波斯国王的战士们和斯巴达人一样也非常坚决地服从严格的纪律。虽然在战场上,对各位英雄来说,各种礼仪还是神圣而严格的。不管帐外的狂风多么猛烈,也不论前线传来的消息多么令人担忧,国王都会威严地稳坐在黄金宝座上和在波斯波利斯一样认真指挥着作战中心。只有在入侵温泉关这样空前特殊的情况下,国王才会亲自接见不熟悉的人。虽然最高军事指挥部中云集着王亲贵戚,但也并非只有波斯人才能够蒙召觐见国王。例如达提斯的两个儿子就在这里指挥骑兵;还有一个希腊事务方面的关键人物,德马拉托斯。薛西斯不断派兵刺探热门中的动向,观察守卫者是否有被削弱的情况,还向这位遭到流放的国王询问斯巴达人的心理状况。他掌握着数量惊人的军队和大量的数据:这两方面因素一直是波斯人作战的关键。对各种信息进行综合之后,才能够解决类似目前温泉关守卫者造成的问题。只有这样的问题对于被召进万王之王帐内分析判断情报的王族、情报人员、后勤主管、希腊叛徒才算得上真正的挑战。

薛西斯虽然被热门中的守军激怒,但还不至于轻易放弃,而是更加认真地分析各种情报,冷静地布置任务。对于一位山民的国王来说,绝不愿相信有什么艰险的关隘是无法攻取的。例如当年达提斯率领军队迂回经过叙利亚门前往马拉松,比目前的温泉关拥有更多的要塞:那座关隘可以应对王家大道上发生的紧急事件。

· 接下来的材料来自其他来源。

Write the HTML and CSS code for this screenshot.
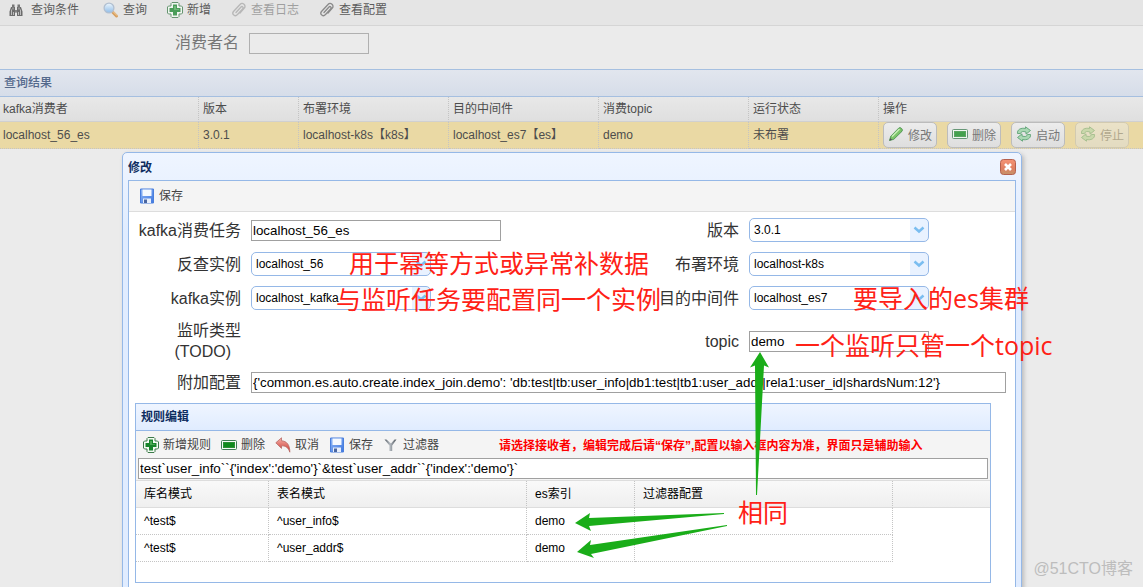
FILE: index.html
```html
<!DOCTYPE html>
<html lang="zh-CN">
<head>
<meta charset="utf-8">
<title>kafka消费者</title>
<link rel="stylesheet" href="styles.css">
</head>
<body>
<svg class="defs" aria-hidden="true">
  <defs>
    <linearGradient id="lens" x1="0" y1="0" x2="0" y2="1"><stop offset="0" stop-color="#eef7fd"/><stop offset="1" stop-color="#8fbce8"/></linearGradient>
    <linearGradient id="disk" x1="0" y1="0" x2="1" y2="1"><stop offset="0" stop-color="#8fb6f6"/><stop offset="1" stop-color="#3f78e0"/></linearGradient>
    <linearGradient id="undo" x1="0" y1="0" x2="0" y2="1"><stop offset="0" stop-color="#f6b3ab"/><stop offset="1" stop-color="#c9332b"/></linearGradient>
    <linearGradient id="close" x1="0" y1="0" x2="0" y2="1"><stop offset="0" stop-color="#f59476"/><stop offset=".6" stop-color="#e08062"/><stop offset="1" stop-color="#c4946a"/></linearGradient>
    <linearGradient id="funnel" x1="0" y1="0" x2="1" y2="0"><stop offset="0" stop-color="#555d64"/><stop offset=".45" stop-color="#b4bac0"/><stop offset="1" stop-color="#50575e"/></linearGradient>
    <symbol id="i-find" viewBox="0 0 16 16">
      <path d="M4 2.500h2.500V5H4zM9.500 2.500H12V5H9.500z" fill="#777"/><path d="M3 5h4v3h2V5h4l1.500 4.500V14H9v-3.500H7V14H1.500V9.500z" fill="#6c6c6c"/><path d="M3.500 7.500v5.500M5.500 10v3M10.500 10v3M12.500 7.500v5.500M5 5.500v2M11 5.500v2" stroke="#bdbdbd"/><path d="M7 9h2" stroke="#999"/>
    </symbol>
    <symbol id="i-search" viewBox="0 0 16 16">
      <path d="M10 10.500l3.500 3.500" stroke="#d8a060" stroke-width="3" stroke-linecap="round"/><path d="M10.500 10l3.500 3.500" stroke="#f3d3a4" stroke-linecap="round"/><circle cx="6" cy="6" r="4.900" fill="url(#lens)" stroke="#b1bfd0" stroke-width="1.300"/>
    </symbol>
    <symbol id="i-add" viewBox="0 0 16 16">
      <path d="M5 .5h6l1 1V4h2.500l1 1v6l-1 1H12v2.500l-1 1H5l-1-1V12H1.500l-1-1V5l1-1H4V1.500z" fill="#f4faf4" stroke="#3c7a4a"/><path d="M6 2.500h4V6h3.500v4H10v3.500H6V10H2.500V6H6z" fill="#17852b"/><path d="M7 4h2v3h3v1H7z" fill="#4aa955"/>
    </symbol>
    <symbol id="i-remove" viewBox="0 0 16 16">
      <rect x=".5" y="3.500" width="15" height="9" rx="1" fill="#f6fbf6" stroke="#3d7d52"/><rect x="2.500" y="5.500" width="11" height="5" fill="#0f8a1c" stroke="#2b8f35"/>
    </symbol>
    <symbol id="i-clip" viewBox="0 0 16 16">
      <path d="M5 10.500L10 5a1.200 1.200 0 0 1 1.800 1.700L6.300 12.700a2.400 2.400 0 0 1-3.800-3.200l6.500-7a2.800 2.800 0 0 1 4.300 3.700L9 11" fill="none" stroke="#8a8a8a" stroke-width="1.300" stroke-linecap="round"/>
    </symbol>
    <symbol id="i-edit" viewBox="0 0 16 16">
      <path d="M1.500 14.500l1.300-4.300 8-8.200q1.300-1 2.800.5t.4 2.800l-8.200 8z" fill="#7cc46a" stroke="#4c9152" stroke-width=".9"/><path d="M4 10.500l7.500-7.500" stroke="#c9efb8" stroke-width="1.500"/><path d="M1.500 14.500l.8-2.600 1.800 1.800z" fill="#555"/>
    </symbol>
    <symbol id="i-reload" viewBox="0 0 16 16">
      <path d="M1.500 7.500C1 3.500 5 1.500 9.500 2.500V.8L14.500 4.500 10 8.200V6C7 5 5 5.500 4.500 7.500z" fill="#a9d8b3" stroke="#5fa376" stroke-width=".9" stroke-linejoin="round"/>
      <path d="M14.500 8.500C15 12.500 11 14.500 6.500 13.500v1.700L1.500 11.500 6 7.800V10C9 11 11 10.500 11.500 8.500z" fill="#a9d8b3" stroke="#5fa376" stroke-width=".9" stroke-linejoin="round"/>
    </symbol>
    <symbol id="i-save" viewBox="0 0 16 16">
      <path d="M1.500 1h13v14h-13z" fill="url(#disk)" stroke="#4a7fdc"/><path d="M3.500 1.500h9V8h-9z" fill="#f5f9fe"/><path d="M4 10.500h8V15H4z" fill="#e8effb"/><path d="M5 11.500h3V15H5z" fill="#4a66a0"/>
    </symbol>
    <symbol id="i-undo" viewBox="0 0 16 16">
      <path d="M.8 5.800L6.500.8v3c5 .2 8.500 4 8.300 11.400C13.500 11 11 8.800 6.500 8.800v2.600z" fill="url(#undo)" stroke="#b86a66" stroke-width=".8" stroke-linejoin="round"/>
    </symbol>
    <symbol id="i-filter" viewBox="0 0 16 16">
      <path d="M1.500 2.500h2L8 6.500 11.500 2.500h2L9.200 8.500V14H6.500V8.500z" fill="url(#funnel)"/>
    </symbol>
    <symbol id="i-close" viewBox="0 0 16 16">
      <rect x=".5" y=".5" width="15" height="15" rx="3" fill="url(#close)" stroke="#b5604e"/><path d="M5 5l6 6M11 5l-6 6" stroke="#fff" stroke-width="2.600"/>
    </symbol>
    <symbol id="i-down" viewBox="0 0 12 8"><path d="M1.500 1.500L6 5.500l4.500-4" fill="none" stroke="#7abdf0" stroke-width="2.500"/></symbol>
  </defs>
</svg>

<main class="page">
  <div class="toolbar page-tools">
    <button class="tool tool-first"><svg class="icon"><use href="#i-find"/></svg>查询条件</button>
    <button class="tool"><svg class="icon"><use href="#i-search"/></svg>查询</button>
    <button class="tool"><svg class="icon faded"><use href="#i-add"/></svg>新增</button>
    <button class="tool" disabled><svg class="icon"><use href="#i-clip"/></svg>查看日志</button>
    <button class="tool"><svg class="icon"><use href="#i-clip"/></svg>查看配置</button>
  </div>
  <form class="search">
    <label for="consumer">消费者名</label>
    <input id="consumer" class="text-box" type="text">
  </form>
  <h2 class="results-title">查询结果</h2>
  <table class="results">
    <colgroup><col class="c-name"><col class="c-ver"><col class="c-mid"><col class="c-mid"><col class="c-mid"><col class="c-state"><col></colgroup>
    <thead><tr><th>kafka消费者</th><th>版本</th><th>布署环境</th><th>目的中间件</th><th>消费topic</th><th>运行状态</th><th>操作</th></tr></thead>
    <tbody><tr><td>localhost_56_es</td><td>3.0.1</td><td>localhost-k8s【k8s】</td><td>localhost_es7【es】</td><td>demo</td><td>未布署</td>
      <td><div class="actions">
        <button class="action"><svg class="icon"><use href="#i-edit"/></svg>修改</button>
        <button class="action"><svg class="icon faded"><use href="#i-remove"/></svg>删除</button>
        <button class="action"><svg class="icon"><use href="#i-reload"/></svg>启动</button>
        <button class="action" disabled><svg class="icon"><use href="#i-reload"/></svg>停止</button>
      </div></td></tr></tbody>
  </table>

  <section class="dialog" role="dialog" aria-labelledby="dialog-title">
    <header class="dialog-head"><h2 id="dialog-title">修改</h2><button class="close" aria-label="关闭"><svg class="icon"><use href="#i-close"/></svg></button></header>
    <div class="dialog-body">
      <div class="toolbar dialog-tools"><button class="tool"><svg class="icon"><use href="#i-save"/></svg>保存</button></div>
      <form class="fields">
        <label for="task">kafka消费任务</label>
        <input id="task" class="text-box w-task" type="text" value="localhost_56_es">
        <label for="version">版本</label>
        <div class="combo"><select id="version"><option>3.0.1</option></select><svg class="down"><use href="#i-down"/></svg></div>

        <label for="lookup">反查实例</label>
        <div class="combo"><select id="lookup"><option>localhost_56</option></select><svg class="down"><use href="#i-down"/></svg></div>
        <label for="env">布署环境</label>
        <div class="combo"><select id="env"><option>localhost-k8s</option></select><svg class="down"><use href="#i-down"/></svg></div>

        <label for="kafka">kafka实例</label>
        <div class="combo"><select id="kafka"><option>localhost_kafka</option></select><svg class="down"><use href="#i-down"/></svg></div>
        <label for="target">目的中间件</label>
        <div class="combo"><select id="target"><option>localhost_es7</option></select><svg class="down"><use href="#i-down"/></svg></div>

        <div class="kind">监听类型<span class="todo">(TODO)</span></div>
        <label class="topic-label" for="topic">topic</label>
        <input id="topic" class="text-box w-topic" type="text" value="demo">

        <label for="extra">附加配置</label>
        <input id="extra" class="text-box w-extra" type="text" value="{'common.es.auto.create.index_join.demo': 'db:test|tb:user_info|db1:test|tb1:user_addr|rela1:user_id|shardsNum:12'}">
      </form>

      <section class="rules">
        <h3>规则编辑</h3>
        <div class="rules-tools">
          <div class="toolbar rules-buttons">
            <button class="tool"><svg class="icon"><use href="#i-add"/></svg>新增规则</button>
            <button class="tool"><svg class="icon"><use href="#i-remove"/></svg>删除</button>
            <button class="tool"><svg class="icon"><use href="#i-undo"/></svg>取消</button>
            <button class="tool"><svg class="icon"><use href="#i-save"/></svg>保存</button>
            <button class="tool"><svg class="icon"><use href="#i-filter"/></svg>过滤器</button>
            <strong class="hint">请选择接收者，编辑完成后请“保存”,配置以输入框内容为准，界面只是辅助输入</strong>
          </div>
          <input class="text-box w-rule" type="text" aria-label="规则" value="test`user_info``{'index':'demo'}`&amp;test`user_addr``{'index':'demo'}`">
        </div>
        <table class="rule-table">
          <colgroup><col class="r-db"><col class="r-wide"><col class="r-es"><col class="r-wide"><col></colgroup>
          <thead><tr><th>库名模式</th><th>表名模式</th><th>es索引</th><th>过滤器配置</th><th class="rest"></th></tr></thead>
          <tbody>
            <tr><td>^test$</td><td>^user_info$</td><td>demo</td><td></td><td class="rest"></td></tr>
            <tr><td>^test$</td><td>^user_addr$</td><td>demo</td><td></td><td class="rest"></td></tr>
          </tbody>
        </table>
      </section>
    </div>
  </section>

  <p class="note note-lookup">用于幂等方式或异常补数据</p>
  <p class="note note-kafka">与监听任务要配置同一个实例</p>
  <p class="note note-target">要导入的es集群</p>
  <p class="note note-topic">一个监听只管一个topic</p>
  <p class="note note-same">相同</p>
  <svg class="arrows" viewBox="0 0 490 220" aria-hidden="true">
    <g fill="#1aad19">
      <path d="M190 2L199 17.500 194 15.500 187 145h-1L185 15.500 180 17.500z"/>
      <path d="M5 173L20 163 19 168 154 163v1L19 176 21 181z"/>
      <path d="M7 202L21 190 20 195 157 175v1L21 204 24 208z"/>
    </g>
  </svg>
  <span class="watermark">@51CTO博客</span>
</main>
</body>
</html>
```
FILE: styles.css
```css
* { box-sizing: border-box; }
body, h2, h3, p { margin: 0; }
body, button, input, select { font-family: "Liberation Sans", "Noto Sans CJK SC", sans-serif; }
body, button, select { font-size: 12px; }
.defs { position: absolute; width: 0; height: 0; }
.page {
  position: relative;
  height: 100vh;
  overflow: hidden;
  background: #ebebeb;
  color: #4d4d4d;
}
.icon { width: 16px; height: 16px; flex: none; }
.faded { opacity: 0.75; }

.toolbar { display: flex; align-items: center; }
.tool {
  display: flex;
  align-items: center;
  gap: 4px;
  padding: 0;
  border: 0;
  background: none;
  color: #444;
  line-height: 20px;
  white-space: nowrap;
}
.tool:disabled { opacity: 0.5; }
.page-tools {
  gap: 20px;
  padding: 0 8px 5px;
  background: #e5e5e5;
  border-bottom: 1px solid #d5d5d5;
}
.page-tools .tool { color: #5c5c5c; }
.page-tools .tool-first { gap: 7px; margin-right: 4px; }

.search {
  display: flex;
  align-items: center;
  gap: 10px;
  height: 43px;
  padding: 1px 175px 10px;
  color: #777;
}
.search label { font-size: 16px; line-height: 20px; }
.text-box {
  height: 21px;
  padding: 0 1px;
  border: 1px solid #a0a0a0;
  border-radius: 0;
  background: #fff;
  color: #000;
}
.search .text-box { width: 120px; background: transparent; border-color: #b0b0b0; }

.results-title {
  padding: 0 4px;
  border: solid #a5bfe0;
  border-width: 1px 0;
  background: linear-gradient(#e2e6ee, #d6dde9);
  color: #54698c;
  font-size: 12px;
  font-weight: 500;
  line-height: 26px;
}
table { width: 100%; table-layout: fixed; border-collapse: separate; border-spacing: 0; }
th, td { text-align: left; font-weight: 400; white-space: nowrap; }
.results th, .results td { height: 25px; padding: 0 4px; border-right: 1px dotted #c4c4c4; line-height: 20px; }
.results th:first-child, .results td:first-child { padding-left: 3px; }
.results th { background: linear-gradient(#e8e8e8, #dfdfdf); border-bottom: 1px solid #d0d0d0; }
.results td { height: 27px; background: #ead9a4; border-bottom: 1px dotted #c4c4c4; }
.results th:last-child, .results td:last-child { border-right: 0; }
.c-name { width: 199px; }
.c-ver { width: 100px; }
.c-mid { width: 150px; }
.c-state { width: 130px; }
.actions { display: flex; gap: 10px; }
.action {
  display: flex;
  align-items: center;
  gap: 4px;
  width: 54px;
  height: 26px;
  padding: 0 4px 2px;
  border: 1px solid #bcbcbc;
  border-radius: 5px;
  background: linear-gradient(#ececec, #dedede);
  color: #777;
  white-space: nowrap;
}
.action:disabled { opacity: 0.5; }

.dialog {
  position: absolute;
  top: 152px;
  left: 122px;
  right: 121px;
  padding: 0 5px 5px;
  border: 1px solid #95b8e7;
  border-radius: 5px;
  background: linear-gradient(#eff5ff, #e0ecff 80px);
  box-shadow: 2px 2px 4px #bbb;
}
.dialog-head { display: flex; align-items: center; justify-content: space-between; height: 27px; }
.dialog-head h2, .rules h3 { color: #0e2d5f; font-size: 12px; font-weight: 700; }
.close { display: flex; padding: 0; border: 0; background: none; }
.dialog-body { border: 1px solid #95b8e7; background: #fff; min-height: 450px; }
.dialog-tools { height: 31px; padding: 0 10px; background: #f4f4f4; border-bottom: 1px solid #ddd; }

.fields {
  display: grid;
  grid-template-columns: 106px 1fr 80px 257px;
  gap: 10px;
  align-items: center;
  padding: 6px 9px 10px 6px;
}
.fields label, .kind { color: #333; font-size: 16px; line-height: 21px; text-align: right; white-space: nowrap; }
.topic-label { grid-column: 3; }
.todo { display: block; padding-right: 10px; }
.w-task { width: 250px; }
.w-topic { width: 180px; }
.w-extra { grid-column: 2 / -1; }
.combo { display: grid; grid-template-columns: 1fr 19px; width: 180px; height: 24px; align-items: center; }
.combo select {
  grid-area: 1 / 1 / 2 / 3;
  height: 24px;
  padding: 0 20px 0 4px;
  border: 1px solid #95b8e7;
  border-radius: 5px;
  appearance: none;
  background: linear-gradient(90deg, #fff calc(100% - 18px), #e9f2ff 0);
  color: #000;
}
.down { grid-area: 1 / 2; width: 12px; height: 8px; margin-left: 3px; pointer-events: none; }

.rules { margin: 0 24px 0 6px; padding-bottom: 20px; border: 1px solid #95b8e7; }
.rules h3 { padding: 0 5px; border-bottom: 1px solid #95b8e7; background: linear-gradient(#eff5ff, #e0ecff); line-height: 26px; }
.rules-tools { padding: 0 2px 1px; background: #f4f4f4; border-bottom: 1px solid #ddd; }
.rules-buttons { height: 27px; gap: 10px; padding: 0 5px; }
.hint { margin-left: 50px; color: #f00; white-space: nowrap; }
.w-rule { display: block; width: 100%; }
.rule-table { color: #000; }
.rule-table th, .rule-table td { height: 27px; padding: 0 8px; border-right: 1px dotted #c4c4c4; border-bottom: 1px dotted #c4c4c4; line-height: 20px; }
.rule-table th { background: linear-gradient(#f9f9f9, #efefef); border-bottom: 1px solid #ddd; }
.rule-table .rest { border-right: 0; }
.rule-table td.rest { border-bottom: 0; }
.r-db { width: 133px; }
.r-wide { width: 258px; }
.r-es { width: 108px; }

.note {
  position: absolute;
  color: #ff2116;
  font-family: "Open Sans", "Noto Sans CJK SC", sans-serif;
  font-size: 25px;
  line-height: 30px;
  white-space: nowrap;
}
.note-lookup { left: 349px; top: 248px; }
.note-kafka { left: 336px; top: 284px; }
.note-target { left: 853px; top: 283px; }
.note-topic { left: 795px; top: 330px; }
.note-same { left: 738px; top: 497px; }
.arrows { position: absolute; left: 570px; top: 350px; width: 490px; height: 220px; pointer-events: none; }
.watermark { position: absolute; right: 10px; bottom: 8px; color: #bdbdbd; font-size: 16px; line-height: 20px; }
```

此关“是天然形成的防御要地,完全具备任何人工设计的精妙之处”,27即便如此,波斯军队仍然清楚它有致命的缺陷——在难以攀登的高度有几处艰险的入口。叙利亚门、西里西亚门、波斯门:这些关卡都有致命的迂回路线可以利用。为何唯独热门这里没有?

希腊守军一次又一次地顶住了正面的攻击,这个问题也渐渐变得越来越严重。波斯间谍很可能在军队到达之前就已经遍布欧伊铁和卡利德罗谟山脚的各个地方,寻找当地的叛徒,向看似可以担当本地向导的农民们行贿。到目前为止还未出现这种情况:特拉基斯居住在附近的地势高峻、遍布砾石的阿索波斯(Asopus)峡谷中,他们对波斯国王早就公开表示了敌意,大多数本地人不是逃进了山区就是投向了列奥尼达。有些人留下来,但是只要有一个希腊人被利用,只要有一个人在波斯国王的威逼利诱下叛变了,那么波斯的威风就真的会胜过一切,成为天下无敌的力量。

在这一片辽阔的军营中,装饰着展翅雄鹰的帝国旗帜飘扬的中军大帐特别显眼,这里就是薛西斯的御帐。此处不仅是军营中的指挥部,而且细心地复制了波斯波利斯的所有细节,成为这个动态王权中的移动统治阶层。希腊人身处世界的边缘,对这一切都毫无概念,看到这样的场面只有目瞪口呆的份儿,会因为自己可怜的无知而惊恐万分。德马拉托斯试图向薛西斯解释吕库古命令的重要性,甚至大胆地向他说斯巴达“对命令的敬畏超过了您的臣民对您的敬畏”28——万王之王并没有对这些话“表示不快”,只是大笑着“然后用宽宏的口气让他退下”。29也许是这位思乡的流放者因乡土气息发窘而生气,可怜地用这样的笑话来试图激怒超级大国的主人。这些斯巴达人斗胆杀死自己父亲派出的大使,现在只派出300人和国王一起迎战波斯军队——简直傲慢无比。“这是希腊人的典型做法:每个人都嫉妒别人的好运气,怨恨那些比自己强大的国家。”30这就是波斯最高指挥部对敌军心理状态进行评价之后做出的最终但不够准确的判断。这样的断语也曾经用来形容过米底人、巴比伦人和埃及人——这些古老的民族都严格地表明了自己的行为方式中的错误。